Former Congress leader and Rajya Sabha member Kapil Sibal, in a Facebook post, called the attack “unacceptable” and stressed that we “must show zero tolerance towards hate.”
Shiv Sena MP Priyanka Chaturvedi tweeted: “Condemn the cowardly attack on Salman Rushdie, this is yet another reminder of what hate and religious fanaticism can do. Here’s wishing the brave author a speedy recovery.”
There was silence in Bollywood as well, except for outspoken actress Kangana Ranaut and lyricist Javed Akhtar who condemned the attack and demanded strict punishment for the guilty. “Kashmir Files” director Vivek Ranjan Agnihotri, who criticized Akhtar’s tweet and questioned his silence in the Nupur Sharma controversy, wrote: “The attacker of Salman Rushdie wasn’t even born when the book was written. This is how radical brainwashing works.
In neighboring Pakistan, The Guardian reported that “there was a deep silence from celebrated writers and politicians following the attack on the author. In a tweet, writer Mehr Tarar wrote: “Salman Rushdie, excl Satanic Verses, is one of the greatest writers of all time. Attacking someone for his novel – written 33 years ago as an atheist, non-believer in Islam or something else he wrote – makes no sense at all. Our Islam doesn’t allow anyone to be killed for their views.”
“More than a hundred people reacted to her tweet,” the Guardian noted, including a user named Tariq Khan, who wrote: “I respect you a lot, but don’t indulge in this matter. If I were there, I could have done worse.”
In Iran, there was a celebration.
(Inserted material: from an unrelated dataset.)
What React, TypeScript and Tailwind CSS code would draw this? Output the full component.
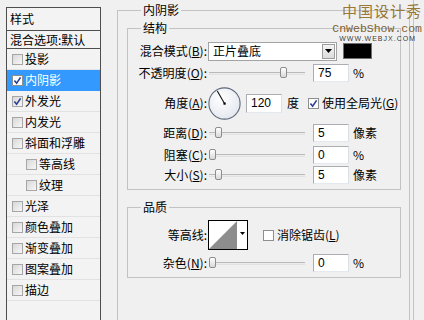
import type { ReactNode } from "react"

const layers = [
    { label: "投影", checked: false },
    { label: "内阴影", checked: true, active: true },
    { label: "外发光", checked: true },
    { label: "内发光", checked: false },
    { label: "斜面和浮雕", checked: false },
    { label: "等高线", checked: false, sub: true },
    { label: "纹理", checked: false, sub: true },
    { label: "光泽", checked: false },
    { label: "颜色叠加", checked: false },
    { label: "渐变叠加", checked: false },
    { label: "图案叠加", checked: false },
    { label: "描边", checked: false },
]

const Check = ({ checked, white }: { checked: boolean; white?: boolean }) => (
    <span
        className={`flex h-[11px] w-[11px] shrink-0 items-center justify-center border ${white ? "border-[#8e8f8f] bg-white" : "border-[#a6a6a6] bg-linear-to-br from-[#d8d8d8] to-[#f7f7f7]"}`}
    >
        {checked && (
            <svg viewBox="0 0 9 9" className="h-[9px] w-[9px]">
                <path d="M1.4 4.6 L3.6 7.2 L7.6 1.4" stroke="#2b3f94" strokeWidth="1.6" fill="none" />
            </svg>
        )}
    </span>
)

// label letter with underline, e.g. (B)
const Key = ({ k }: { k: string }) => (
    <>
        (<span className="underline underline-offset-1">{k}</span>):
    </>
)

const Label = ({ children }: { children: ReactNode }) => (
    <div className="w-[79px] shrink-0 text-right">{children}</div>
)

const Slider = ({ pos }: { pos: number }) => (
    <div className="relative ml-[2px] h-[12px] w-[96px] shrink-0">
        <div className="absolute left-0 right-0 top-[5px] h-[3px] border-y border-t-[#b9b9b9] border-b-[#e2e2e2] bg-[#ececec]" />
        <div
            className="absolute top-0 h-[11px] w-[7px] rounded-[2px] border border-[#8d8d8d] bg-linear-to-b from-white to-[#d9d9d9]"
            style={{ left: pos }}
        />
    </div>
)

const Field = ({ value, className = "" }: { value: string; className?: string }) => (
    <div
        className={`flex h-[18px] w-[36px] shrink-0 items-center border border-[#abadb3] border-b-[#e3e9ef] border-r-[#dbdfe6] bg-white pl-[4px] font-['Liberation_Sans',sans-serif] text-[12px] ${className}`}
    >
        {value}
    </div>
)

const SliderRow = ({ label, k, pos, value, unit, className = "" }: { label: string; k: string; pos: number; value: string; unit: string; className?: string }) => (
    <div className={`flex h-[20px] items-center ${className}`}>
        <Label>
            {label}
            <Key k={k} />
        </Label>
        <Slider pos={pos} />
        <Field value={value} className="ml-[8px]" />
        <span className="ml-[4px]">{unit}</span>
    </div>
)

export default function App() {
    return (
        <div className="relative flex h-[320px] w-[424px] items-start overflow-hidden bg-[#f0f0f0] font-['Noto_Sans_CJK_SC',sans-serif] text-[12px] leading-[14px] text-black">
            {/* left: style list */}
            <div className="ml-[6px] mt-[7px] flex h-[320px] w-[95px] shrink-0 flex-col border-x border-t border-[#4e4e4e] bg-[#f3f3f3]">
                <div className="flex h-[23px] shrink-0 items-center border-b border-[#4e4e4e] pl-[3px]">样式</div>
                <div className="flex h-[18px] shrink-0 items-center border-b border-[#4e4e4e] pl-[3px]">混合选项:默认</div>
                {layers.map((item) => (
                    <div
                        key={item.label}
                        className={`flex h-[21px] shrink-0 items-center gap-[2px] border-b ${item.active ? "border-[#3399ff] bg-[#3399ff] text-white" : "border-[#e2e2e2]"} ${item.sub ? "pl-[19px]" : "pl-[5px]"}`}
                    >
                        <Check checked={item.checked} white={item.active} />
                        <span>{item.label}</span>
                    </div>
                ))}
            </div>

            {/* right: inner shadow settings */}
            <fieldset className="ml-[16px] mt-[3px] h-[340px] w-[293px] shrink-0 border border-[#c3c3c3] px-[9px] pr-[8px] pt-[4px]">
                <legend className="ml-[14px] px-[2px] leading-[14px]">内阴影</legend>

                <fieldset className="border border-[#c3c3c3] pb-[4px]">
                    <legend className="ml-[13px] px-[2px] leading-[14px]">结构</legend>

                    <div className="mt-[6px] flex h-[20px] items-center">
                        <Label>
                            混合模式
                            <Key k="B" />
                        </Label>
                        <div className="ml-[1px] flex h-[19px] w-[129px] shrink-0 items-center border border-[#a3a3a3] bg-white">
                            <span className="flex-1 pl-[4px]">正片叠底</span>
                            <span className="mr-[1px] flex h-[15px] w-[13px] items-center justify-center border border-[#9c9c9c] bg-linear-to-b from-[#f4f4f4] to-[#dcdcdc]">
                                <svg width="7" height="4" viewBox="0 0 7 4">
                                    <path d="M0 0 H7 L3.5 4 Z" fill="#000" />
                                </svg>
                            </span>
                        </div>
                        <div className="ml-[6px] h-[16px] w-[29px] shrink-0 border border-[#6f6f6f] bg-black" />
                    </div>

                    <SliderRow label="不透明度" k="O" pos={71} value="75" unit="%" className="mt-[2px]" />

                    <div className="mt-[4px] flex h-[32px] items-center">
                        <Label>
                            角度
                            <Key k="A" />
                        </Label>
                        <svg width="33" height="33" viewBox="0 0 33 33" className="ml-[1px] shrink-0">
                            <defs>
                                <radialGradient id="dial" cx="0.4" cy="0.35" r="0.7">
                                    <stop offset="0" stopColor="#ffffff" />
                                    <stop offset="1" stopColor="#e3e7ee" />
                                </radialGradient>
                            </defs>
                            <circle cx="16.5" cy="16.5" r="15.6" fill="url(#dial)" stroke="#5b687a" strokeWidth="1.1" />
                            <line x1="16.5" y1="16.5" x2="9.3" y2="4" stroke="#111" strokeWidth="1.1" />
                            <rect x="15.5" y="15.5" width="2.2" height="2.2" fill="#000" />
                        </svg>
                        <Field value="120" className="ml-[5px] h-[19px]" />
                        <span className="ml-[5px]">度</span>
                        <span className="ml-[9px]">
                            <Check checked white />
                        </span>
                        <span className="ml-[3px]">
                            使用全局光(<span className="underline underline-offset-1">G</span>)
                        </span>
                    </div>

                    <SliderRow label="距离" k="D" pos={6} value="5" unit="像素" className="mt-[4px]" />
                    <SliderRow label="阻塞" k="C" pos={0} value="0" unit="%" className="mt-[2px]" />
                    <SliderRow label="大小" k="S" pos={6} value="5" unit="像素" />
                </fieldset>

                <fieldset className="mt-[10px] border border-[#c3c3c3] pb-[4px]">
                    <legend className="ml-[13px] px-[2px] leading-[14px]">品质</legend>

                    <div className="mt-[6px] flex h-[30px] items-center">
                        <Label>等高线:</Label>
                        <div className="ml-[1px] flex h-[30px] w-[40px] shrink-0 border border-black bg-white">
                            <svg width="28" height="28" viewBox="0 0 28 28" className="shrink-0">
                                <polygon points="0,28 28,0 28,28" fill="#8d8d8d" />
                            </svg>
                            <div className="flex flex-1 items-center justify-center pb-[4px]">
                                <svg width="5" height="3" viewBox="0 0 5 3">
                                    <path d="M0 0 H5 L2.5 3 Z" fill="#000" />
                                </svg>
                            </div>
                        </div>
                        <span className="ml-[15px]">
                            <Check checked={false} white />
                        </span>
                        <span className="ml-[3px]">
                            消除锯齿(<span className="underline underline-offset-1">L</span>)
                        </span>
                    </div>

                    <SliderRow label="杂色" k="N" pos={0} value="0" unit="%" className="mt-[3px]" />
                </fieldset>
            </fieldset>

            <div className="ml-[3px] h-[320px] flex-1 border-l border-[#c3c3c3]" />

            {/* watermark */}
            <div className="pointer-events-none absolute right-[2px] top-0 flex flex-col items-end">
                <span className="text-[15px] leading-[22px] tracking-[1px] text-[#9a7836]">中国设计秀</span>
                <span className="font-['Liberation_Mono',monospace] text-[11.5px] leading-[13px] text-[#7c6232]">CnWebShow.com</span>
                <span className="mr-[6px] font-['Liberation_Sans',sans-serif] text-[7px] leading-[8px] tracking-[1px] text-black/80">WWW.WEBJX.COM</span>
            </div>
        </div>
    )
}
An Iranian official on Aug. 15 denied Tehran was involved in the stabbing. Nasser Kanaani, the spokesman for Iran’s Foreign Ministry, blamed the author and his supporters instead. The state-run newspaper, Iran Daily, praised the attack as an “implementation of divine decree.” Another hardline newspaper, Kayhan, termed it “divine revenge” that would partially calm the anger of Muslims, news reports said.